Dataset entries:
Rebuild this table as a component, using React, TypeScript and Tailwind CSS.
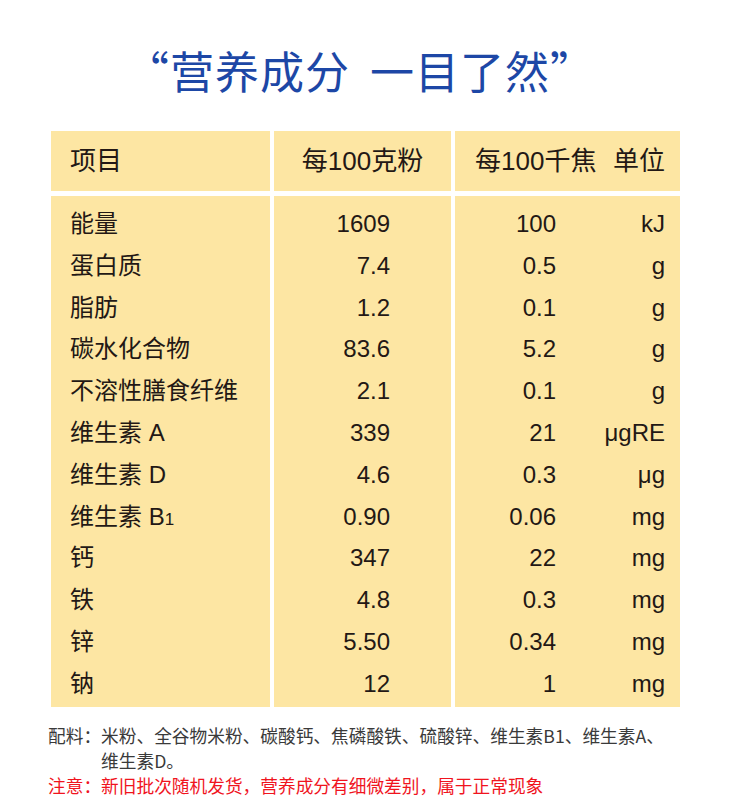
const rows: [string, string, string, string][] = [
  ["能量", "1609", "100", "kJ"],
  ["蛋白质", "7.4", "0.5", "g"],
  ["脂肪", "1.2", "0.1", "g"],
  ["碳水化合物", "83.6", "5.2", "g"],
  ["不溶性膳食纤维", "2.1", "0.1", "g"],
  ["维生素 A", "339", "21", "μgRE"],
  ["维生素 D", "4.6", "0.3", "μg"],
  ["维生素 B", "0.90", "0.06", "mg"],
  ["钙", "347", "22", "mg"],
  ["铁", "4.8", "0.3", "mg"],
  ["锌", "5.50", "0.34", "mg"],
  ["钠", "12", "1", "mg"],
];

const font = { fontFamily: '"Liberation Sans", "Noto Sans CJK SC", sans-serif' };

export default function App() {
  return (
    <div className="w-[730px] h-[811px] bg-white text-[#231815]" style={font}>
      <div className="pt-[44px] pr-[10px] flex justify-center">
        <h1
          className="text-[44px] leading-[52px] font-normal text-[#1d47a6] tracking-[1px]"
          style={{ fontFamily: '"Noto Sans CJK SC", sans-serif' }}
        >
          “营养成分<span className="inline-block w-[20px]"></span>一目了然”
        </h1>
      </div>

      <div className="mt-[35px] ml-[51px] w-[629px] grid grid-cols-[219px_177px_225px] gap-x-[4px] gap-y-[5px]">
        <div className="h-[60px] bg-[#fde6a3] flex items-center pl-[19px] text-[26px]">项目</div>
        <div className="h-[60px] bg-[#fde6a3] flex items-center justify-center text-[26px]">每100克粉</div>
        <div className="h-[60px] bg-[#fde6a3] flex items-center justify-between pl-[20px] pr-[15px] text-[26px]">
          <span>每100千焦</span>
          <span>单位</span>
        </div>

        <div className="h-[511px] bg-[#fde6a3] pt-[7px] pl-[19px] text-[24px]">
          {rows.map((r, i) => (
            <div key={i} className="h-[41.8px] leading-[41.8px]">
              {r[0]}
              {i === 7 && <span className="text-[17px]">1</span>}
            </div>
          ))}
        </div>
        <div className="h-[511px] bg-[#fde6a3] pt-[7px] pr-[61px] text-[24px] text-right">
          {rows.map((r, i) => (
            <div key={i} className="h-[41.8px] leading-[41.8px]">{r[1]}</div>
          ))}
        </div>
        <div className="h-[511px] bg-[#fde6a3] pt-[7px] pr-[15px] text-[24px]">
          {rows.map((r, i) => (
            <div key={i} className="h-[41.8px] leading-[41.8px] flex">
              <span className="w-[101px] text-right">{r[2]}</span>
              <span className="flex-1 text-right">{r[3]}</span>
            </div>
          ))}
        </div>
      </div>

      <div
        className="mt-[16px] pl-[48px] text-[17.7px] leading-[25px]"
        style={{ fontFamily: '"Noto Sans CJK SC", sans-serif' }}
      >
        <div className="flex text-[#3a3a3a]">
          <span className="shrink-0">配料：</span>
          <span>
            米粉、全谷物米粉、碳酸钙、焦磷酸铁、硫酸锌、维生素B1、维生素A、
            <br />
            维生素D。
          </span>
        </div>
        <div className="text-[#f0141e]">注意：新旧批次随机发货，营养成分有细微差别，属于正常现象</div>
      </div>
    </div>
  );
}
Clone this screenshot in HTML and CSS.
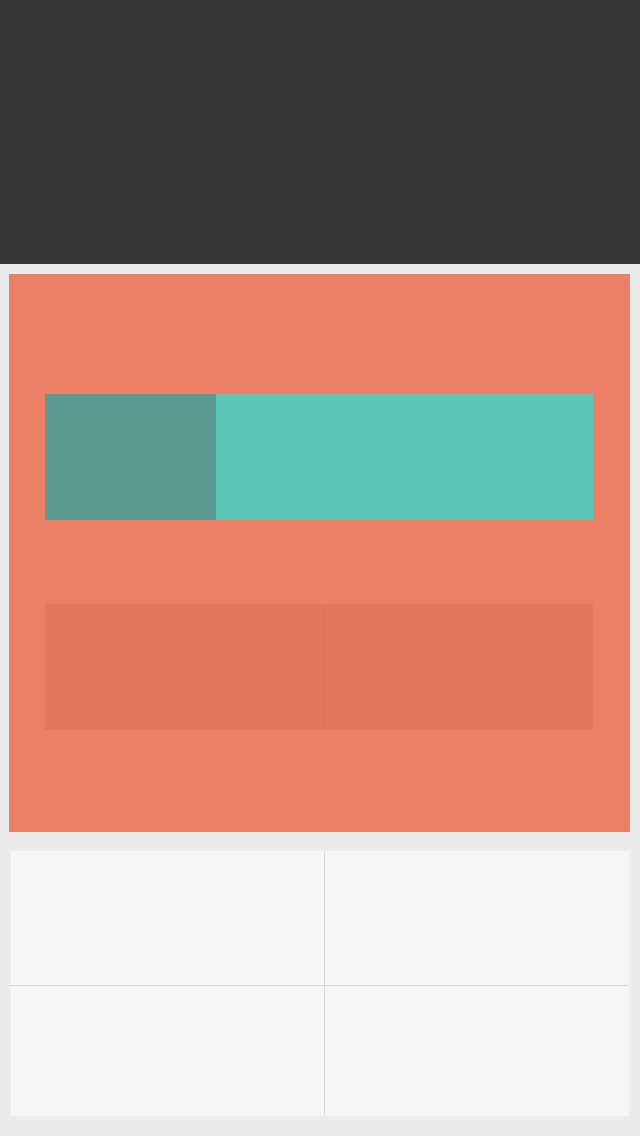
FILE: index.html
```html
<!DOCTYPE html>
<html>
<head>
<meta charset="utf-8">
<link rel="stylesheet" href="styles.css">
</head>
<body>
<header class="topbar"></header>
<main class="content">
  <section class="hero">
    <div class="progress">
      <div class="progress-done"></div>
      <div class="progress-rest"></div>
    </div>
    <div class="split">
      <div class="split-cell"></div>
      <div class="split-cell"></div>
    </div>
  </section>
  <section class="tiles">
    <div class="tile"></div>
    <div class="tile"></div>
    <div class="tile"></div>
    <div class="tile"></div>
  </section>
</main>
</body>
</html>
```
FILE: styles.css
```css
html, body {
  margin: 0;
  padding: 0;
  background: #ececec;
  font-family: "Liberation Sans", Arial, sans-serif;
}
.topbar {
  height: 264px;
  background: #353535;
}
.content {
  padding: 10px 10px 0 9px;
  display: flex;
  flex-direction: column;
}
.hero {
  background: #ec8066;
  height: 558px;
  padding: 120px 37px 0 36px;
  box-sizing: border-box;
  display: flex;
  flex-direction: column;
}
.progress {
  display: flex;
  height: 126px;
}
.progress-done {
  width: 171px;
  background: #5c9b91;
}
.progress-rest {
  flex: 1;
  background: #5dc8b8;
}
.split {
  margin-top: 84px;
  height: 126px;
  display: grid;
  grid-template-columns: 279px 1fr;
  gap: 1px;
  background: #dd7055;
}
.split-cell {
  background: #e3775c;
}
.tiles {
  margin: 19px 1px 0 1px;
  display: grid;
  grid-template-columns: 314px 1fr;
  grid-template-rows: 134px 130px;
  gap: 1px;
  background: #d9d9d9;
  box-shadow: 0 1px 0 #c6c6c6, 0 2px 0 #dadada, -1px 0 0 #e4e4e4;
}
.tile {
  background: #f6f6f6;
}
```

EXERCISE REQUIREMENTS: Leave out the pictures and copy the rest of the material above exactly.

SOLUTION:
Rebuild this table as a component, using React, TypeScript and Tailwind CSS.
const rows: [string, string, string, string][] = [
  ["能量", "1609", "100", "kJ"],
  ["蛋白质", "7.4", "0.5", "g"],
  ["脂肪", "1.2", "0.1", "g"],
  ["碳水化合物", "83.6", "5.2", "g"],
  ["不溶性膳食纤维", "2.1", "0.1", "g"],
  ["维生素 A", "339", "21", "μgRE"],
  ["维生素 D", "4.6", "0.3", "μg"],
  ["维生素 B", "0.90", "0.06", "mg"],
  ["钙", "347", "22", "mg"],
  ["铁", "4.8", "0.3", "mg"],
  ["锌", "5.50", "0.34", "mg"],
  ["钠", "12", "1", "mg"],
];

const font = { fontFamily: '"Liberation Sans", "Noto Sans CJK SC", sans-serif' };

export default function App() {
  return (
    <div className="w-[730px] h-[811px] bg-white text-[#231815]" style={font}>
      <div className="pt-[44px] pr-[10px] flex justify-center">
        <h1
          className="text-[44px] leading-[52px] font-normal text-[#1d47a6] tracking-[1px]"
          style={{ fontFamily: '"Noto Sans CJK SC", sans-serif' }}
        >
          “营养成分<span className="inline-block w-[20px]"></span>一目了然”
        </h1>
      </div>

      <div className="mt-[35px] ml-[51px] w-[629px] grid grid-cols-[219px_177px_225px] gap-x-[4px] gap-y-[5px]">
        <div className="h-[60px] bg-[#fde6a3] flex items-center pl-[19px] text-[26px]">项目</div>
        <div className="h-[60px] bg-[#fde6a3] flex items-center justify-center text-[26px]">每100克粉</div>
        <div className="h-[60px] bg-[#fde6a3] flex items-center justify-between pl-[20px] pr-[15px] text-[26px]">
          <span>每100千焦</span>
          <span>单位</span>
        </div>

        <div className="h-[511px] bg-[#fde6a3] pt-[7px] pl-[19px] text-[24px]">
          {rows.map((r, i) => (
            <div key={i} className="h-[41.8px] leading-[41.8px]">
              {r[0]}
              {i === 7 && <span className="text-[17px]">1</span>}
            </div>
          ))}
        </div>
        <div className="h-[511px] bg-[#fde6a3] pt-[7px] pr-[61px] text-[24px] text-right">
          {rows.map((r, i) => (
            <div key={i} className="h-[41.8px] leading-[41.8px]">{r[1]}</div>
          ))}
        </div>
        <div className="h-[511px] bg-[#fde6a3] pt-[7px] pr-[15px] text-[24px]">
          {rows.map((r, i) => (
            <div key={i} className="h-[41.8px] leading-[41.8px] flex">
              <span className="w-[101px] text-right">{r[2]}</span>
              <span className="flex-1 text-right">{r[3]}</span>
            </div>
          ))}
        </div>
      </div>

      <div
        className="mt-[16px] pl-[48px] text-[17.7px] leading-[25px]"
        style={{ fontFamily: '"Noto Sans CJK SC", sans-serif' }}
      >
        <div className="flex text-[#3a3a3a]">
          <span className="shrink-0">配料：</span>
          <span>
            米粉、全谷物米粉、碳酸钙、焦磷酸铁、硫酸锌、维生素B1、维生素A、
            <br />
            维生素D。
          </span>
        </div>
        <div className="text-[#f0141e]">注意：新旧批次随机发货，营养成分有细微差别，属于正常现象</div>
      </div>
    </div>
  );
}
Clone this screenshot in HTML and CSS.
FILE: index.html
```html
<!DOCTYPE html>
<html>
<head>
<meta charset="utf-8">
<link rel="stylesheet" href="styles.css">
</head>
<body>
<header class="topbar"></header>
<main class="content">
  <section class="hero">
    <div class="progress">
      <div class="progress-done"></div>
      <div class="progress-rest"></div>
    </div>
    <div class="split">
      <div class="split-cell"></div>
      <div class="split-cell"></div>
    </div>
  </section>
  <section class="tiles">
    <div class="tile"></div>
    <div class="tile"></div>
    <div class="tile"></div>
    <div class="tile"></div>
  </section>
</main>
</body>
</html>
```
FILE: styles.css
```css
html, body {
  margin: 0;
  padding: 0;
  background: #ececec;
  font-family: "Liberation Sans", Arial, sans-serif;
}
.topbar {
  height: 264px;
  background: #353535;
}
.content {
  padding: 10px 10px 0 9px;
  display: flex;
  flex-direction: column;
}
.hero {
  background: #ec8066;
  height: 558px;
  padding: 120px 37px 0 36px;
  box-sizing: border-box;
  display: flex;
  flex-direction: column;
}
.progress {
  display: flex;
  height: 126px;
}
.progress-done {
  width: 171px;
  background: #5c9b91;
}
.progress-rest {
  flex: 1;
  background: #5dc8b8;
}
.split {
  margin-top: 84px;
  height: 126px;
  display: grid;
  grid-template-columns: 279px 1fr;
  gap: 1px;
  background: #dd7055;
}
.split-cell {
  background: #e3775c;
}
.tiles {
  margin: 19px 1px 0 1px;
  display: grid;
  grid-template-columns: 314px 1fr;
  grid-template-rows: 134px 130px;
  gap: 1px;
  background: #d9d9d9;
  box-shadow: 0 1px 0 #c6c6c6, 0 2px 0 #dadada, -1px 0 0 #e4e4e4;
}
.tile {
  background: #f6f6f6;
}
```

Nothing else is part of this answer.